“Truth Games, The Role and Performances” – 3rd prize, 2009


Katja Boom Philip (* 1978) & Honey Biba Beckerlee (* 1978)
Truth Games, The Role and Performances
Video (HD)
8:25 min.
Collection of the artists

The jury awards 3rd prize to the Danish artists Katja Boom Philip & Honey Biba Beckerlee with the following motivation:

The 2-channel video installation Sandhedslege, Rollen og Forestillinger (Truth Games, the Role and Performances) by Katja Boom Philip and Honey Biba Beckerlee is a portrait of the furrier and fur dealer Karsten Philip, and deals, as the title suggests, with illusions and multiple layers of truth. It also examines the viewer’s own relationship with existence, which is concretised in the confrontation with the work of art.
The video installation is projected on two screens in the same room, so that the sequences are opposite each other. The viewer is, ideally, placed midway between the two projections, and must turn this way and that to follow the two sequences, which in some ways play in concert, and in other ways play against one another, both in terms of image and sound. In this way, the viewer becomes part of the work of art, its expression and the span of time it depicts. The split screen method is familiar from, for instance, the work of the Iranian video artist Sherin Neshat, but whereas she uses the double medium in a confrontation of gender politics, Katja Boom Philip and Honey Biba Beckerlee use the confrontation for a game of life and the dreams through which people meet life.
One projection shows Karsten Philip as a young student appearing in a school revue at the Niels Brock Commercial College, many years ago. The other presents the viewer with the retired Karsten Philip of the present day. In five brief episodes, Karsten Philip enters the same room, meets his younger self and mimes his performance on the stage. Visually and aurally, the result is a ritualised game between memory and present experience, between dream and reality, in which Karsten Philip physically and rhetorically falls into step with his old, staged self, before finally putting aside the mask in an attempt to be who he is. Visually, the design of the theatrical rite has the video switch from colour to black and white, then back to colour again.

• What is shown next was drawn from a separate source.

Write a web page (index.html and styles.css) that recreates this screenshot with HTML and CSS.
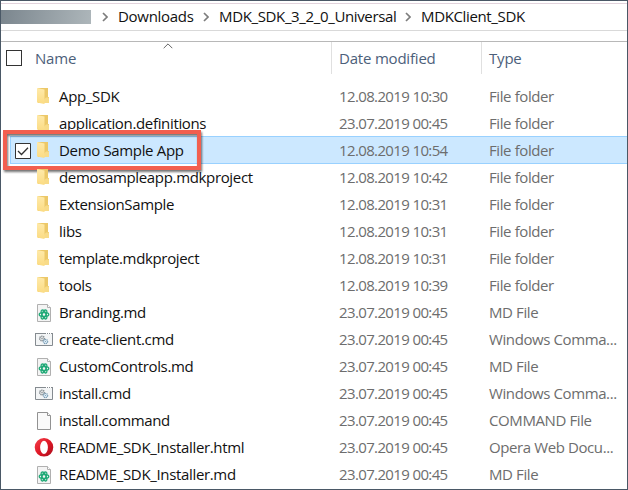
FILE: index.html
```html
<!DOCTYPE html>
<html lang="en">
<head>
<meta charset="utf-8">
<title>MDKClient_SDK</title>
<link rel="stylesheet" href="styles.css">
</head>
<body>
<svg class="defs" width="0" height="0">
  <defs>
    <linearGradient id="flap" x1="0" y1="0" x2="0" y2="1"><stop offset="0" stop-color="#ffeaaa"/><stop offset="1" stop-color="#fbdb82"/></linearGradient>
    <linearGradient id="ring" x1="0" y1="0" x2="1" y2="1"><stop offset="0" stop-color="#f4434e"/><stop offset=".5" stop-color="#e01826"/><stop offset="1" stop-color="#a80d1c"/></linearGradient>
    <symbol id="folder" viewBox="0 0 20 20">
      <path d="M4 1h10v9h1v6H4z" fill="#ecc868"/>
      <path d="M12 10.500h3V16h-5v-3.500z" fill="#f8db88"/>
      <path d="M3 1l7.500 1.500v14.500L3 15.500z" fill="url(#flap)"/>
    </symbol>
    <symbol id="page" viewBox="0 0 20 20">
      <path d="M3.500 1.500h10l3 3v14h-13z" fill="#f9f9f9" stroke="#929292"/>
      <path d="M13.500 1.500v3h3" fill="#fff" stroke="#929292"/>
    </symbol>
    <symbol id="md" viewBox="0 0 20 20">
      <path d="M3.500 1.500h10l3 3v14h-13z" fill="#f4f4f4" stroke="#b0b0b0"/>
      <path d="M13.500 1.500v3h3" fill="#fff" stroke="#b0b0b0"/>
      <g fill="none" stroke="#22aa78" stroke-width="1.300">
        <ellipse cx="10" cy="11.500" rx="2" ry="4.800" transform="rotate(25 10 11.500)"/>
        <ellipse cx="10" cy="11.500" rx="2" ry="4.800" transform="rotate(90 10 11.500)"/>
        <ellipse cx="10" cy="11.500" rx="2" ry="4.800" transform="rotate(155 10 11.500)"/>
      </g>
    </symbol>
    <symbol id="cmd" viewBox="0 0 20 20">
      <path d="M1.500 3.500h17v12h-17z" fill="#f3f5f6" stroke="#858b90"/>
      <path d="M1 3.500h18" stroke="#858b90"/>
      <path d="M12 3.500h1m1 0h1m1 0h1" stroke="#fff"/>
      <circle cx="8" cy="8.500" r="2.300" fill="#e5e8e9" stroke="#858c91" stroke-width="1.500" stroke-dasharray="1.200 .6"/>
      <circle cx="8" cy="8.500" r=".8" fill="#92999d"/>
      <circle cx="11.500" cy="11.500" r="2.100" fill="#e3f1f9" stroke="#779bb3" stroke-width="1.300" stroke-dasharray="1.100 .55"/>
      <circle cx="11.500" cy="11.500" r=".6" fill="#779bb3"/>
    </symbol>
    <symbol id="opera" viewBox="0 0 20 20">
      <path fill="url(#ring)" fill-rule="evenodd" d="M10 0a9.300 9.300 0 1 0 0 18.600a9.300 9.300 0 1 0 0-18.600zM10 2.700a3.900 6.600 0 1 1 0 13.200a3.900 6.600 0 1 1 0-13.200z"/>
    </symbol>
    <symbol id="chev" viewBox="0 0 6 10"><path d="M1 1l4 4-4 4" fill="none" stroke="#7d7d7d" stroke-width="1.700"/></symbol>
  </defs>
</svg>
<div class="window">
  <nav class="path">
    <span class="redacted"></span>
    <svg class="chev"><use href="#chev"/></svg><span class="crumb c1">Downloads</span>
    <svg class="chev"><use href="#chev"/></svg><span class="crumb c2">MDK_SDK_3_2_0_Universal</span>
    <svg class="chev"><use href="#chev"/></svg><span class="crumb c3">MDKClient_SDK</span>
  </nav>
  <div class="gap"></div>
  <div class="head">
    <span class="box"></span><span class="hname">Name</span><span class="hdate">Date modified</span><span class="htype">Type</span>
    <svg class="sort" viewBox="0 0 10 6"><path d="M.7 5.200L5 .9l4.300 4.300" fill="none" stroke="#666"/></svg>
  </div>
  <div class="list">
    <div class="row"><svg class="icon"><use href="#folder"/></svg><span class="name">App_SDK</span><span class="date">12.08.2019 10:30</span><span class="type">File folder</span></div>
    <div class="row"><svg class="icon"><use href="#folder"/></svg><span class="name">application.definitions</span><span class="date">23.07.2019 00:45</span><span class="type">File folder</span></div>
    <div class="row selected"><svg class="tick" viewBox="0 0 16 16"><path d="M.5 .5h15v15H.5z" fill="#fff" stroke="#333"/><path d="M3 8l3.500 3.500L13 4.800" fill="none" stroke="#333" stroke-width="1.300"/></svg><svg class="icon"><use href="#folder"/></svg><span class="name">Demo Sample App</span><span class="date">12.08.2019 10:54</span><span class="type">File folder</span><span class="callout"></span></div>
    <div class="row"><svg class="icon"><use href="#folder"/></svg><span class="name">demosampleapp.mdkproject</span><span class="date">12.08.2019 10:42</span><span class="type">File folder</span></div>
    <div class="row"><svg class="icon"><use href="#folder"/></svg><span class="name">ExtensionSample</span><span class="date">12.08.2019 10:31</span><span class="type">File folder</span></div>
    <div class="row"><svg class="icon"><use href="#folder"/></svg><span class="name">libs</span><span class="date">12.08.2019 10:31</span><span class="type">File folder</span></div>
    <div class="row"><svg class="icon"><use href="#folder"/></svg><span class="name">template.mdkproject</span><span class="date">12.08.2019 10:31</span><span class="type">File folder</span></div>
    <div class="row"><svg class="icon"><use href="#folder"/></svg><span class="name">tools</span><span class="date">12.08.2019 10:39</span><span class="type">File folder</span></div>
    <div class="row"><svg class="icon"><use href="#md"/></svg><span class="name">Branding.md</span><span class="date">23.07.2019 00:45</span><span class="type">MD File</span></div>
    <div class="row"><svg class="icon"><use href="#cmd"/></svg><span class="name">create-client.cmd</span><span class="date">23.07.2019 00:45</span><span class="type">Windows Comma...</span></div>
    <div class="row"><svg class="icon"><use href="#md"/></svg><span class="name">CustomControls.md</span><span class="date">23.07.2019 00:45</span><span class="type">MD File</span></div>
    <div class="row"><svg class="icon"><use href="#cmd"/></svg><span class="name">install.cmd</span><span class="date">23.07.2019 00:45</span><span class="type">Windows Comma...</span></div>
    <div class="row"><svg class="icon"><use href="#page"/></svg><span class="name">install.command</span><span class="date">23.07.2019 00:45</span><span class="type">COMMAND File</span></div>
    <div class="row"><svg class="icon"><use href="#opera"/></svg><span class="name">README_SDK_Installer.html</span><span class="date">23.07.2019 00:45</span><span class="type">Opera Web Docu...</span></div>
    <div class="row"><svg class="icon"><use href="#md"/></svg><span class="name">README_SDK_Installer.md</span><span class="date">23.07.2019 00:45</span><span class="type">MD File</span></div>
  </div>
</div>
</body>
</html>
```
FILE: styles.css
```css
* { box-sizing: border-box; }
body { margin: 0; background: #fff; font: 15px/26px "Open Sans", "Noto Sans", sans-serif; color: #111; }
.defs { position: absolute; }
.window { width: 628px; height: 490px; border: 1px solid #4a5866; overflow: hidden; }
.path { display: flex; align-items: center; height: 28px; margin-top: 2px; border-top: 1px solid #e2d3dc; border-bottom: 1px solid #d9d9d9; white-space: nowrap; }
.redacted { width: 90px; height: 14px; margin-right: 11px; background: linear-gradient(100deg, #7b868e, #adb6ba); }
.chev { width: 6px; height: 10px; flex: none; }
.crumb { margin-left: 10px; padding-bottom: 2px; line-height: 24px; letter-spacing: -.36px; }
.c1 { width: 85px; letter-spacing: -.3px; }
.c2 { width: 186px; }
.gap { height: 10px; }
.head { position: relative; display: grid; grid-template-columns: 34px 296px 150px 1fr; align-items: center; height: 42px; border-top: 1px solid #b8b8b8; color: #4c607a; }
.head span { letter-spacing: -.2px; }
.head .box { width: 16px; height: 16px; margin: -9px 0 0 5px; border: 1px solid #333; }
.hname, .hdate, .htype { height: 32px; align-self: start; line-height: 32px; }
.hdate, .htype { border-left: 1px solid #e0e0e0; padding-left: 7px; }
.sort { position: absolute; left: 162px; top: 1px; width: 10px; height: 6px; }
.row { position: relative; display: grid; grid-template-columns: 34px 24px 280px 150px 1fr; align-items: center; height: 27px; white-space: nowrap; }
.icon { grid-column: 1 / 3; width: 20px; height: 20px; margin-left: 33px; }
.name, .date, .type { padding-bottom: 2px; line-height: 24px; }
.name { grid-column: 3; letter-spacing: -.34px; }
.date { letter-spacing: -.63px; color: #6d6d6d; }
.type { letter-spacing: -.4px; color: #6d6d6d; }
.row > * { grid-row: 1; }
.selected::before { content: ""; position: absolute; z-index: -1; inset: -1px 0 0 9px; background: #cce8ff; border: 1px solid #99d1ff; border-right: 0; }
.tick { grid-column: 1; width: 16px; height: 16px; margin-left: 14px; }
.callout { position: absolute; left: 2px; top: -7px; width: 198px; height: 40px; border: 4px solid #f25f4f; filter: drop-shadow(1px 2px 1px rgba(0, 0, 0, .55)); }
```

This is a kind of seduction, not least of the viewer. At first sight, the audience might be deceived into thinking that this is an elderly actor seeing his younger self and recalling the roles he played. This receives apparent rhetorical confirmation from the words the older Karsten Philip connects with his younger, staged self, and, for instance, from his remarking without regret that he can no longer remember his roles, only the face in front of them. The mask.

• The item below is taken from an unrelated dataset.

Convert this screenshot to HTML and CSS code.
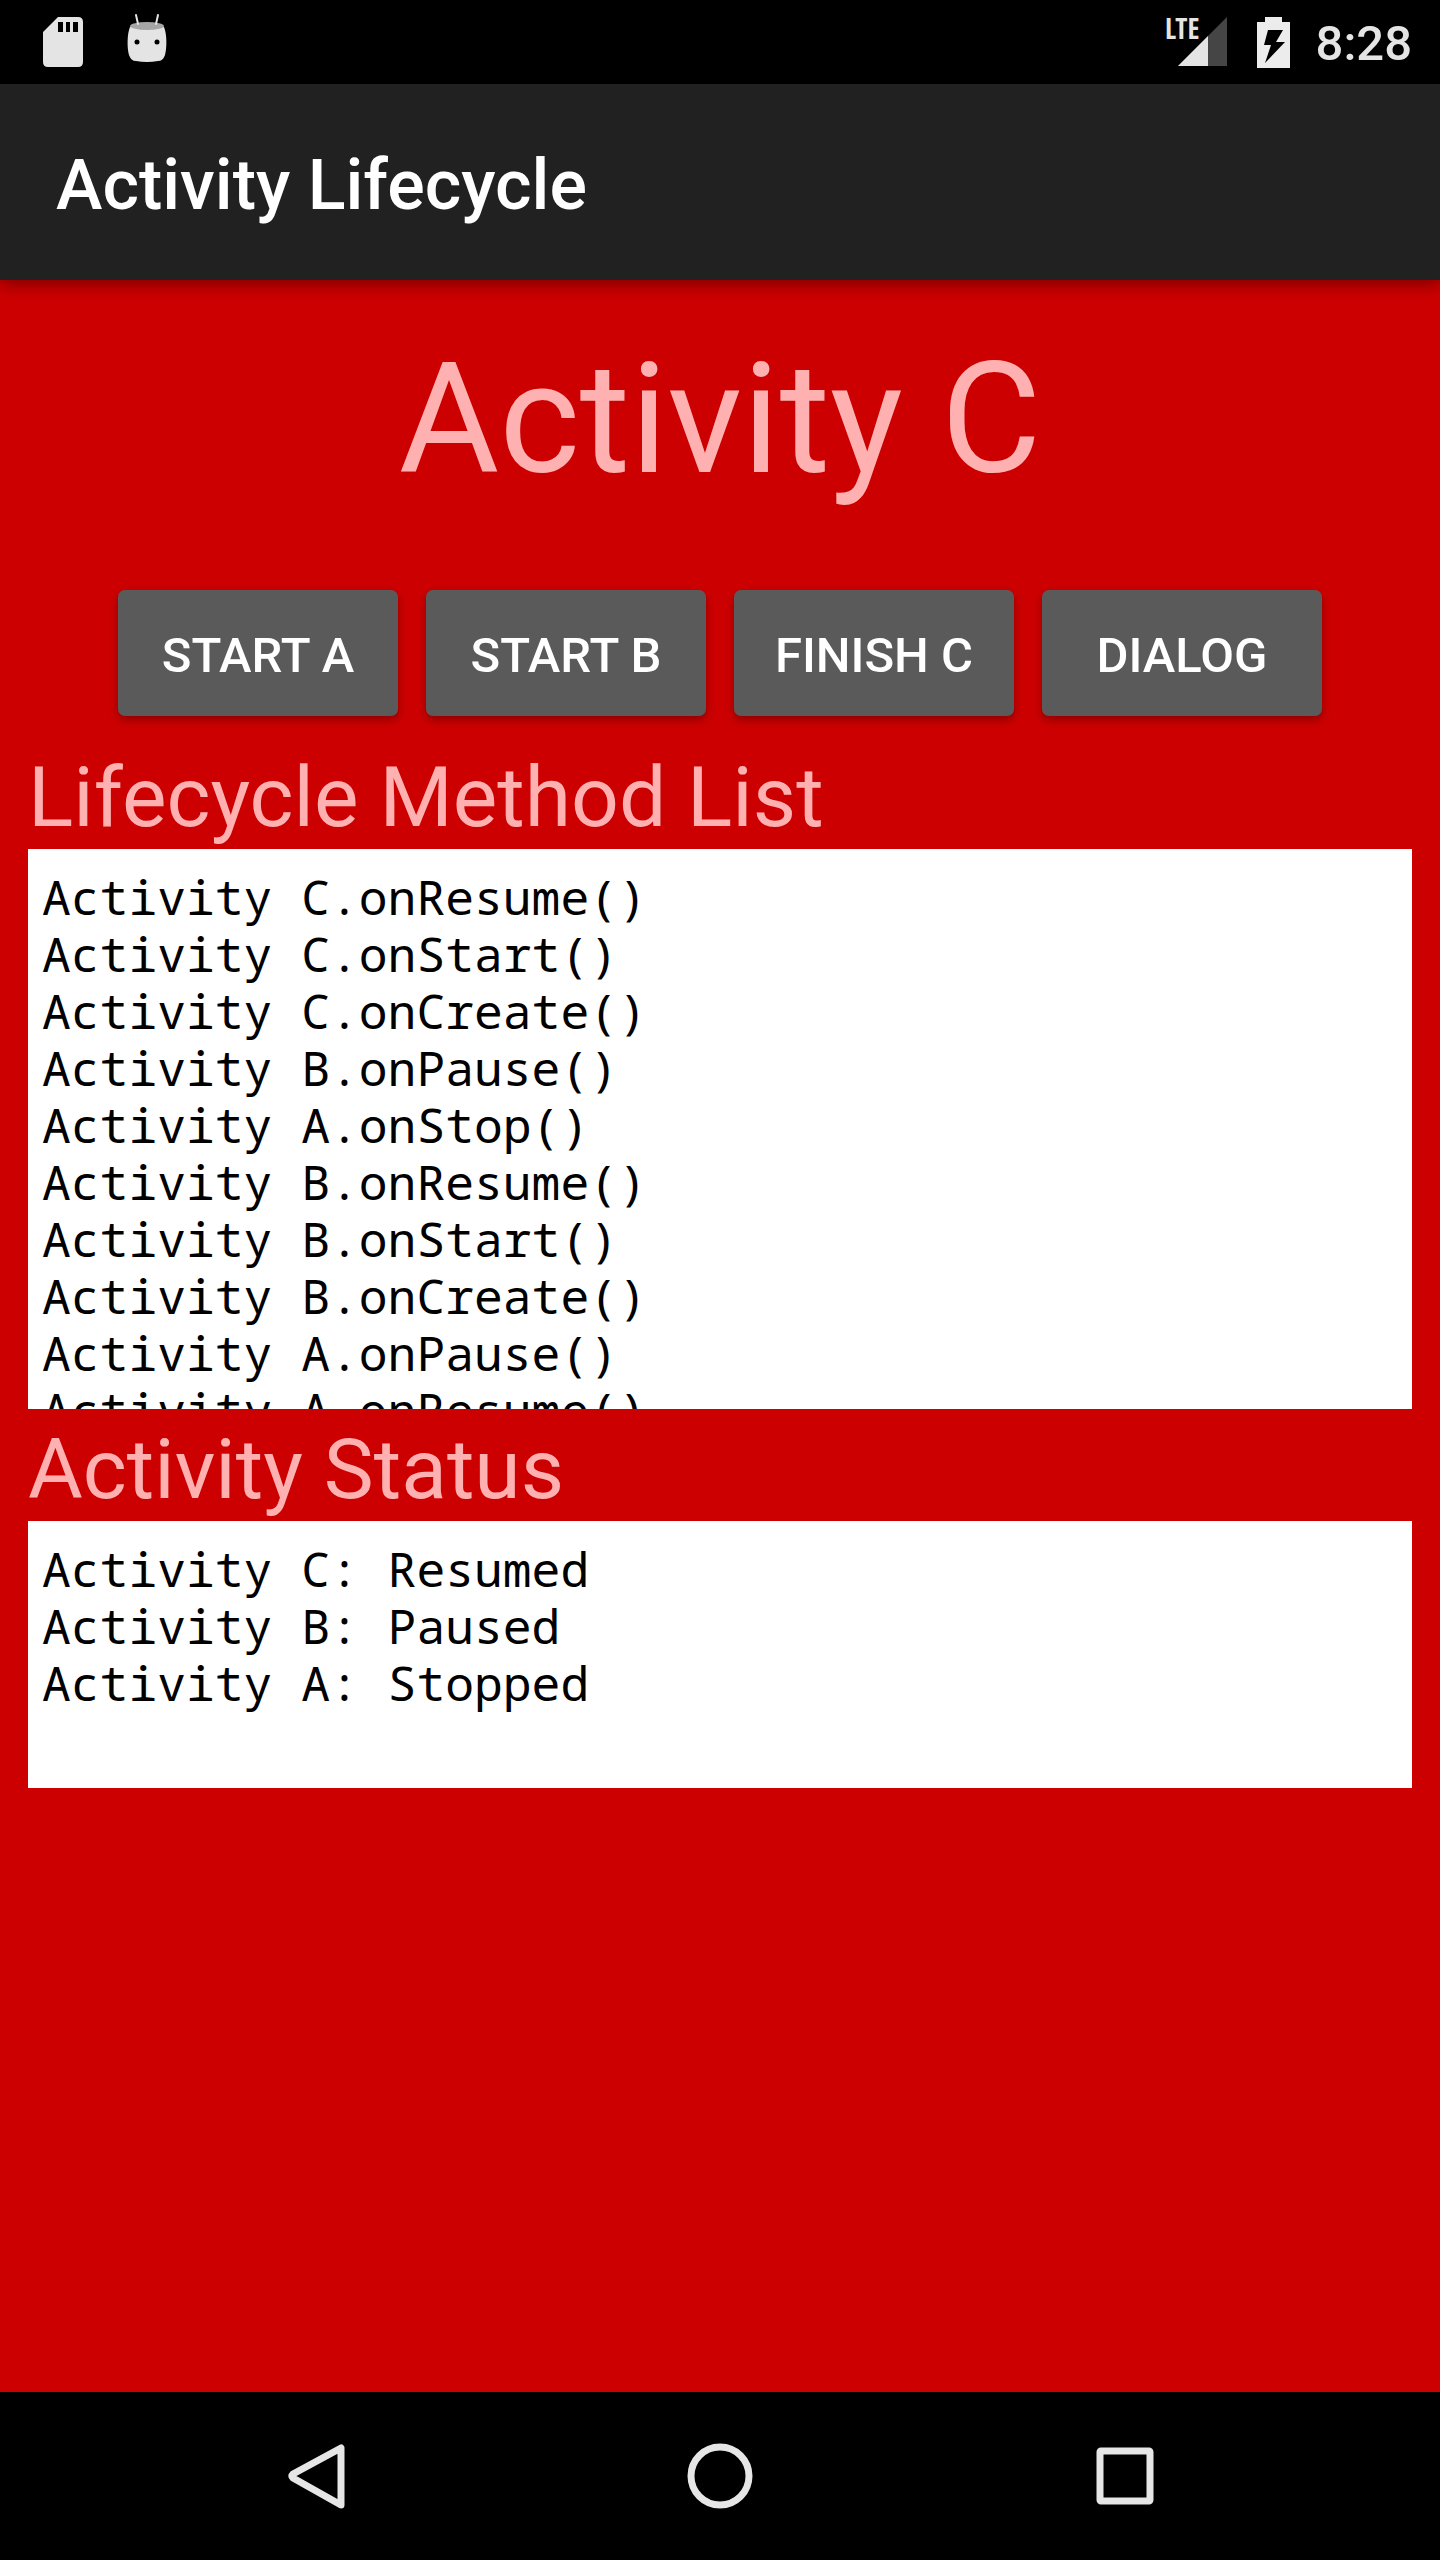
FILE: index.html
```html
<!DOCTYPE html>
<html lang="en">
<head>
  <meta charset="utf-8">
  <meta name="viewport" content="width=device-width, initial-scale=1">
  <title>Activity Lifecycle</title>
  <link rel="stylesheet" href="styles.css">
</head>
<body>
  <div class="screen">
    <div class="status-bar">
      <div class="notifications">
        <svg class="icon-sd" viewBox="0 0 40 50" role="img" aria-label="SD card">
          <path fill="#e4e4e4" fill-rule="evenodd" d="M15 0H35Q40 0 40 5V45Q40 50 35 50H5Q0 50 0 45V15ZM15 5V15H20V5ZM23 5V15H27V5ZM30 5V15H35V5Z"/>
        </svg>
        <svg class="icon-droid" viewBox="0 0 40 50" role="img" aria-label="Android">
          <path fill="#e4e4e4" d="M3 10Q20 6 37 10C40 17 40 31 38 38Q36 44 31 44Q20 46 9 44Q4 44 2 38C0 31 0 17 3 10Z"/>
          <ellipse cx="20" cy="9" rx="17" ry="4" fill="#a6a6a6"/>
          <path stroke="#e4e4e4" stroke-width="2" stroke-linecap="round" d="M9 -2L11 7M31 -2L29 7"/>
          <circle cx="10" cy="25" r="2.5"/>
          <circle cx="30" cy="25" r="2.5"/>
        </svg>
      </div>
      <div class="indicators">
        <svg class="icon-signal" viewBox="0 0 65 50" role="img" aria-label="LTE signal">
          <path fill="#454545" d="M61 0V49H12Z"/>
          <path fill="#e4e4e4" d="M42 19V49H12Z"/>
          <text class="network" x="-1" y="22">LTE</text>
        </svg>
        <svg class="icon-battery" viewBox="0 0 33 51" role="img" aria-label="Battery charging">
          <path fill="#ececec" fill-rule="evenodd" d="M8 0H25V5H33V51H0V5H8ZM11 13L7 28H14L8 46L28 25H19L26 13Z"/>
        </svg>
        <time class="clock">8:28</time>
      </div>
    </div>

    <header class="app-bar">
      <h1 class="app-title">Activity Lifecycle</h1>
    </header>

    <main class="content">
      <h2 class="activity-name">Activity C</h2>
      <div class="actions">
        <button class="action" type="button">START A</button>
        <button class="action" type="button">START B</button>
        <button class="action" type="button">FINISH C</button>
        <button class="action" type="button">DIALOG</button>
      </div>
      <section>
        <h3 class="label">Lifecycle Method List</h3>
        <ul class="log log-methods">
          <li>Activity C.onResume()</li>
          <li>Activity C.onStart()</li>
          <li>Activity C.onCreate()</li>
          <li>Activity B.onPause()</li>
          <li>Activity A.onStop()</li>
          <li>Activity B.onResume()</li>
          <li>Activity B.onStart()</li>
          <li>Activity B.onCreate()</li>
          <li>Activity A.onPause()</li>
          <li>Activity A.onResume()</li>
        </ul>
      </section>
      <section>
        <h3 class="label">Activity Status</h3>
        <ul class="log log-status">
          <li>Activity C: Resumed</li>
          <li>Activity B: Paused</li>
          <li>Activity A: Stopped</li>
        </ul>
      </section>
    </main>

    <nav class="nav-bar">
      <button class="nav-button" type="button" aria-label="Back">
        <svg class="nav-icon" viewBox="0 0 66 66"><path d="M59 5V62L11 35Q9 33 11 31Z"/></svg>
      </button>
      <button class="nav-button" type="button" aria-label="Home">
        <svg class="nav-icon" viewBox="0 0 66 66"><circle cx="33" cy="33" r="29"/></svg>
      </button>
      <button class="nav-button" type="button" aria-label="Recent apps">
        <svg class="nav-icon" viewBox="0 0 66 66"><rect x="8" y="8" width="50" height="50" rx="1"/></svg>
      </button>
    </nav>
  </div>
</body>
</html>
```
FILE: styles.css
```css
* {
  box-sizing: border-box;
}

body {
  margin: 0;
  background: #cc0000;
  font-family: Roboto, "Liberation Sans", sans-serif;
}

h1, h2, h3, ul {
  margin: 0;
  padding: 0;
}

button {
  margin: 0;
  border: 0;
  font-family: inherit;
}

.screen {
  display: flex;
  flex-direction: column;
  min-height: 100vh;
}

/* Status bar */
.status-bar {
  display: flex;
  justify-content: space-between;
  align-items: center;
  height: 84px;
  padding: 0 28px 0 43px;
  background: #000;
}

.notifications {
  display: flex;
  gap: 44px;
}

.indicators {
  display: flex;
  align-items: center;
  gap: 26px;
}

.icon-sd,
.icon-droid {
  width: 40px;
  height: 50px;
  overflow: visible;
}

.icon-signal {
  width: 65px;
  height: 50px;
  overflow: visible;
}

.icon-battery {
  width: 33px;
  height: 51px;
}

.network {
  fill: #e4e4e4;
  font: bold 28px "Liberation Sans Narrow", "Open Sans Condensed", Roboto, sans-serif;
}

.clock {
  padding-top: 4px;
  color: #e4e4e4;
  font-size: 49px;
  font-weight: 500;
  line-height: 56px;
}

/* App bar */
.app-bar {
  position: relative;
  display: flex;
  align-items: center;
  height: 196px;
  padding: 6px 56px 0;
  background: #212121;
  box-shadow: 0 4px 16px rgba(0, 0, 0, 0.4);
}

.app-title {
  color: #fff;
  font-size: 70px;
  font-weight: 500;
  line-height: 84px;
}

/* Content */
.content {
  flex: 1;
  padding: 50px 28px 28px;
}

.activity-name {
  margin-bottom: 80px;
  color: #ffb0b0;
  font-size: 154px;
  font-weight: 400;
  line-height: 180px;
  text-align: center;
}

.actions {
  display: flex;
  justify-content: center;
  gap: 28px;
  margin-bottom: 21px;
}

.action {
  width: 280px;
  height: 126px;
  padding: 6px 0 0;
  border-radius: 7px;
  background: #5a5a5b;
  color: #fff;
  font-size: 49px;
  font-weight: 500;
  line-height: 56px;
  box-shadow: 0 4px 8px rgba(0, 0, 0, 0.3);
}

.label {
  padding-top: 10px;
  color: #ffb0b0;
  font-size: 84px;
  font-weight: 400;
  line-height: 102px;
}

.log {
  overflow: hidden;
  padding: 19px 14px;
  background: #fff;
  color: #000;
  font-family: "Noto Sans Mono", "DejaVu Sans Mono", monospace;
  font-size: 48px;
  line-height: 57px;
  list-style: none;
}

.log-methods {
  height: 560px;
}

.log-status {
  min-height: 267px;
}

/* Navigation bar */
.nav-bar {
  display: grid;
  grid-template-columns: repeat(3, 1fr);
  height: 168px;
  padding: 0 112px;
  background: #000;
}

.nav-button {
  display: flex;
  justify-content: center;
  align-items: center;
  padding: 0;
  background: none;
}

.nav-icon {
  width: 66px;
  height: 66px;
  fill: none;
  stroke: #e6e6e6;
  stroke-width: 7;
  stroke-linejoin: round;
}
```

But in fact, the pathos-suffused musings about a stage career which Karsten Philip performs in the video sequences – as if he had indeed lived a life as an actor and not as a fur dealer – are quotations, drawn from three volumes of the memoirs of the Swedish actor Erland Josephson: Rollen (The Role, 1989), Sanningslekar (Truth Games, 1990) and Föreställningar (Performances, 1991), in which he reflects on his life and his experiences as an actor. The viewer in Sandhedslege, Rollen og Forestillinger, then, is encountering a man who is still staging himself and living dreams of a different life, no matter what other insights he may have gained on the way.
The video installation thus not only confronts two phases of life and creates a friction between illusion and truth, but also poses relevant existential questions about the choices people make during their lives, and the consequences those choices may bring. Elegantly, yet creating a sense of unease, it draws in the viewer as a witness and party to a process in which Karsten Philip’s choices, dreams and self-presentation come to belong not only to him, but also to the public. The space between the two projections thus becomes a place of revelation, in which enchantment, seduction and deceit fuse with image and sound. By virtue of the artistic process, a portrait of another can become a portrait of oneself.